**SHORT TASK**
Below is some material; set it all down exactly, apart from the pictures.

**INFORMATION SHOWN**
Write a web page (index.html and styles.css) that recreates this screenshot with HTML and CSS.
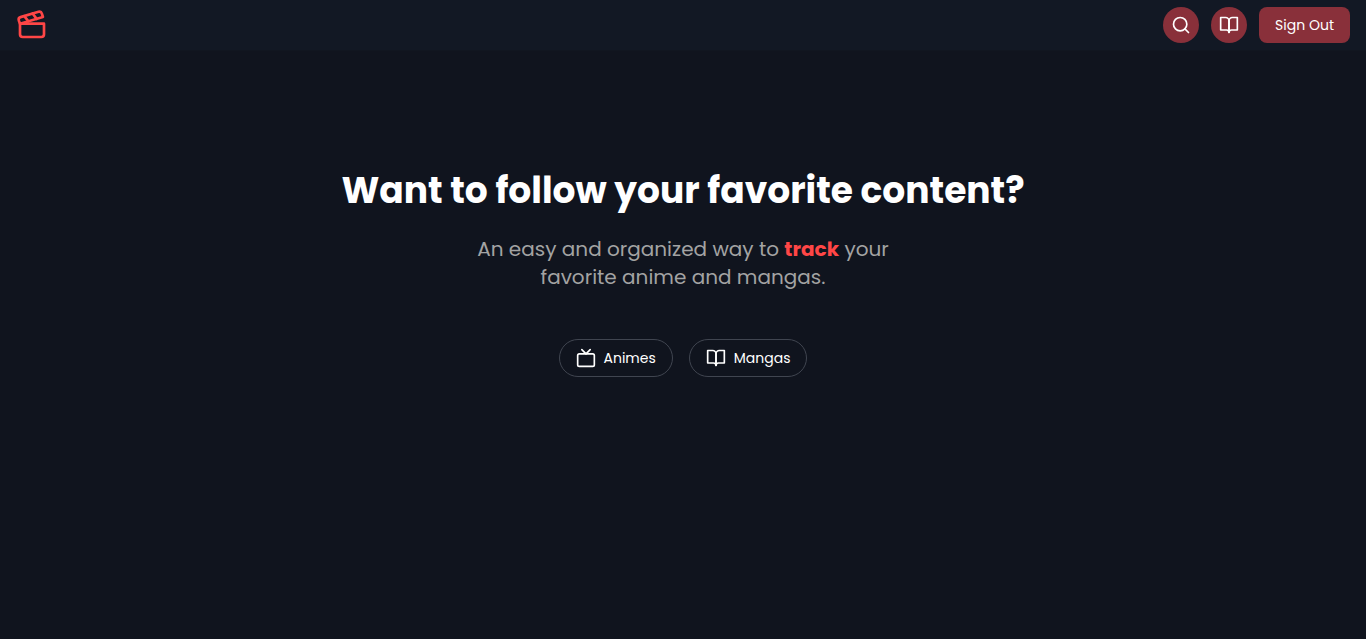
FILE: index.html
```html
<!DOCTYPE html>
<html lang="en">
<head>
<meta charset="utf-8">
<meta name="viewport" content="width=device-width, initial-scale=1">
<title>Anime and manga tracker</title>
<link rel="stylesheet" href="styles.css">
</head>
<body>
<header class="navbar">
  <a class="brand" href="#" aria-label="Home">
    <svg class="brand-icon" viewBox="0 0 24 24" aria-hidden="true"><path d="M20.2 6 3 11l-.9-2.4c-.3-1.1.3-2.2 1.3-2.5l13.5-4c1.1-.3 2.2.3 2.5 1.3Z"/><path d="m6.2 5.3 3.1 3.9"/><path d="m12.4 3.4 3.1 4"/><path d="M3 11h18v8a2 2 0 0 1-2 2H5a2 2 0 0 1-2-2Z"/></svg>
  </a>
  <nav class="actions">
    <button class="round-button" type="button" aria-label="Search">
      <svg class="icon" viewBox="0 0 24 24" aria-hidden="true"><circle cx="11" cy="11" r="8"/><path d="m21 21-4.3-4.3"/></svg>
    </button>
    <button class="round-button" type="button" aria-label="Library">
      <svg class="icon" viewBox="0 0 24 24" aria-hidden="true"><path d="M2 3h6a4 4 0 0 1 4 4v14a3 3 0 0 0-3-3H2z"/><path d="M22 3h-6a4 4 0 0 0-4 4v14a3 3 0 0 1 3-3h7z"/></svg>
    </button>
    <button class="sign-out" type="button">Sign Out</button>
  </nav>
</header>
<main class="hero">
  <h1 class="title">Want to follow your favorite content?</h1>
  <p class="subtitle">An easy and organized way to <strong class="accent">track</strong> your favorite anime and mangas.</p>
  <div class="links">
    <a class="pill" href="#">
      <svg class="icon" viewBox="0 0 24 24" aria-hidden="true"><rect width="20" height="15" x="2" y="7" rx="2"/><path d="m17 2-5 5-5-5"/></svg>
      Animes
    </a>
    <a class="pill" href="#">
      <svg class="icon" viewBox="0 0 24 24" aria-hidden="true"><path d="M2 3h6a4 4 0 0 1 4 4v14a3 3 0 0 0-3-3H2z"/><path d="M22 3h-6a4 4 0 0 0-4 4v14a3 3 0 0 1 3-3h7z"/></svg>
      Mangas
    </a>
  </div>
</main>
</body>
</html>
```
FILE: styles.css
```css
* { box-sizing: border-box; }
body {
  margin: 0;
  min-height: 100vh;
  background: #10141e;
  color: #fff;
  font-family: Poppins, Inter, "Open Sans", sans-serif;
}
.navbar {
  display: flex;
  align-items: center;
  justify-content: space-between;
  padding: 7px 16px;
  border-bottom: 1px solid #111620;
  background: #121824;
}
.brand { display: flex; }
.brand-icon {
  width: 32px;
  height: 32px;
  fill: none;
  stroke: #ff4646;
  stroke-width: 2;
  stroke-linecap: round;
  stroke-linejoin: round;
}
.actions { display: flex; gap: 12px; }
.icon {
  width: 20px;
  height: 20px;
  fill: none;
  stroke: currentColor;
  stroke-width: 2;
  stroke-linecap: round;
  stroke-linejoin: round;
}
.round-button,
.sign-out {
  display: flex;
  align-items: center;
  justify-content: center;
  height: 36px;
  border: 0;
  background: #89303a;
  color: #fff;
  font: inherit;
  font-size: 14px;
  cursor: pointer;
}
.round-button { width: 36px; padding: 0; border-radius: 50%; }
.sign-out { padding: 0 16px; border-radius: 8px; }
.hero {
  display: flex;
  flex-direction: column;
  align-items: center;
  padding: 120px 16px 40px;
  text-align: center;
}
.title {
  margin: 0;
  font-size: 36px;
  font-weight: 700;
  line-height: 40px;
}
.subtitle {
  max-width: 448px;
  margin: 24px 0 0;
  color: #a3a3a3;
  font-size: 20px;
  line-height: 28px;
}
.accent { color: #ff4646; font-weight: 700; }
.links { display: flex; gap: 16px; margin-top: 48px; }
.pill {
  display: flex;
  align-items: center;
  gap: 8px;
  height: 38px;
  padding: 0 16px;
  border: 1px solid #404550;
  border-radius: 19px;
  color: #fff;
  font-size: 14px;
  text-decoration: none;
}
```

**COMPLETED TASK**
Write a web page (index.html and styles.css) that recreates this screenshot with HTML and CSS.
FILE: index.html
```html
<!DOCTYPE html>
<html lang="en">
<head>
<meta charset="utf-8">
<meta name="viewport" content="width=device-width, initial-scale=1">
<title>Anime and manga tracker</title>
<link rel="stylesheet" href="styles.css">
</head>
<body>
<header class="navbar">
  <a class="brand" href="#" aria-label="Home">
    <svg class="brand-icon" viewBox="0 0 24 24" aria-hidden="true"><path d="M20.2 6 3 11l-.9-2.4c-.3-1.1.3-2.2 1.3-2.5l13.5-4c1.1-.3 2.2.3 2.5 1.3Z"/><path d="m6.2 5.3 3.1 3.9"/><path d="m12.4 3.4 3.1 4"/><path d="M3 11h18v8a2 2 0 0 1-2 2H5a2 2 0 0 1-2-2Z"/></svg>
  </a>
  <nav class="actions">
    <button class="round-button" type="button" aria-label="Search">
      <svg class="icon" viewBox="0 0 24 24" aria-hidden="true"><circle cx="11" cy="11" r="8"/><path d="m21 21-4.3-4.3"/></svg>
    </button>
    <button class="round-button" type="button" aria-label="Library">
      <svg class="icon" viewBox="0 0 24 24" aria-hidden="true"><path d="M2 3h6a4 4 0 0 1 4 4v14a3 3 0 0 0-3-3H2z"/><path d="M22 3h-6a4 4 0 0 0-4 4v14a3 3 0 0 1 3-3h7z"/></svg>
    </button>
    <button class="sign-out" type="button">Sign Out</button>
  </nav>
</header>
<main class="hero">
  <h1 class="title">Want to follow your favorite content?</h1>
  <p class="subtitle">An easy and organized way to <strong class="accent">track</strong> your favorite anime and mangas.</p>
  <div class="links">
    <a class="pill" href="#">
      <svg class="icon" viewBox="0 0 24 24" aria-hidden="true"><rect width="20" height="15" x="2" y="7" rx="2"/><path d="m17 2-5 5-5-5"/></svg>
      Animes
    </a>
    <a class="pill" href="#">
      <svg class="icon" viewBox="0 0 24 24" aria-hidden="true"><path d="M2 3h6a4 4 0 0 1 4 4v14a3 3 0 0 0-3-3H2z"/><path d="M22 3h-6a4 4 0 0 0-4 4v14a3 3 0 0 1 3-3h7z"/></svg>
      Mangas
    </a>
  </div>
</main>
</body>
</html>
```
FILE: styles.css
```css
* { box-sizing: border-box; }
body {
  margin: 0;
  min-height: 100vh;
  background: #10141e;
  color: #fff;
  font-family: Poppins, Inter, "Open Sans", sans-serif;
}
.navbar {
  display: flex;
  align-items: center;
  justify-content: space-between;
  padding: 7px 16px;
  border-bottom: 1px solid #111620;
  background: #121824;
}
.brand { display: flex; }
.brand-icon {
  width: 32px;
  height: 32px;
  fill: none;
  stroke: #ff4646;
  stroke-width: 2;
  stroke-linecap: round;
  stroke-linejoin: round;
}
.actions { display: flex; gap: 12px; }
.icon {
  width: 20px;
  height: 20px;
  fill: none;
  stroke: currentColor;
  stroke-width: 2;
  stroke-linecap: round;
  stroke-linejoin: round;
}
.round-button,
.sign-out {
  display: flex;
  align-items: center;
  justify-content: center;
  height: 36px;
  border: 0;
  background: #89303a;
  color: #fff;
  font: inherit;
  font-size: 14px;
  cursor: pointer;
}
.round-button { width: 36px; padding: 0; border-radius: 50%; }
.sign-out { padding: 0 16px; border-radius: 8px; }
.hero {
  display: flex;
  flex-direction: column;
  align-items: center;
  padding: 120px 16px 40px;
  text-align: center;
}
.title {
  margin: 0;
  font-size: 36px;
  font-weight: 700;
  line-height: 40px;
}
.subtitle {
  max-width: 448px;
  margin: 24px 0 0;
  color: #a3a3a3;
  font-size: 20px;
  line-height: 28px;
}
.accent { color: #ff4646; font-weight: 700; }
.links { display: flex; gap: 16px; margin-top: 48px; }
.pill {
  display: flex;
  align-items: center;
  gap: 8px;
  height: 38px;
  padding: 0 16px;
  border: 1px solid #404550;
  border-radius: 19px;
  color: #fff;
  font-size: 14px;
  text-decoration: none;
}
```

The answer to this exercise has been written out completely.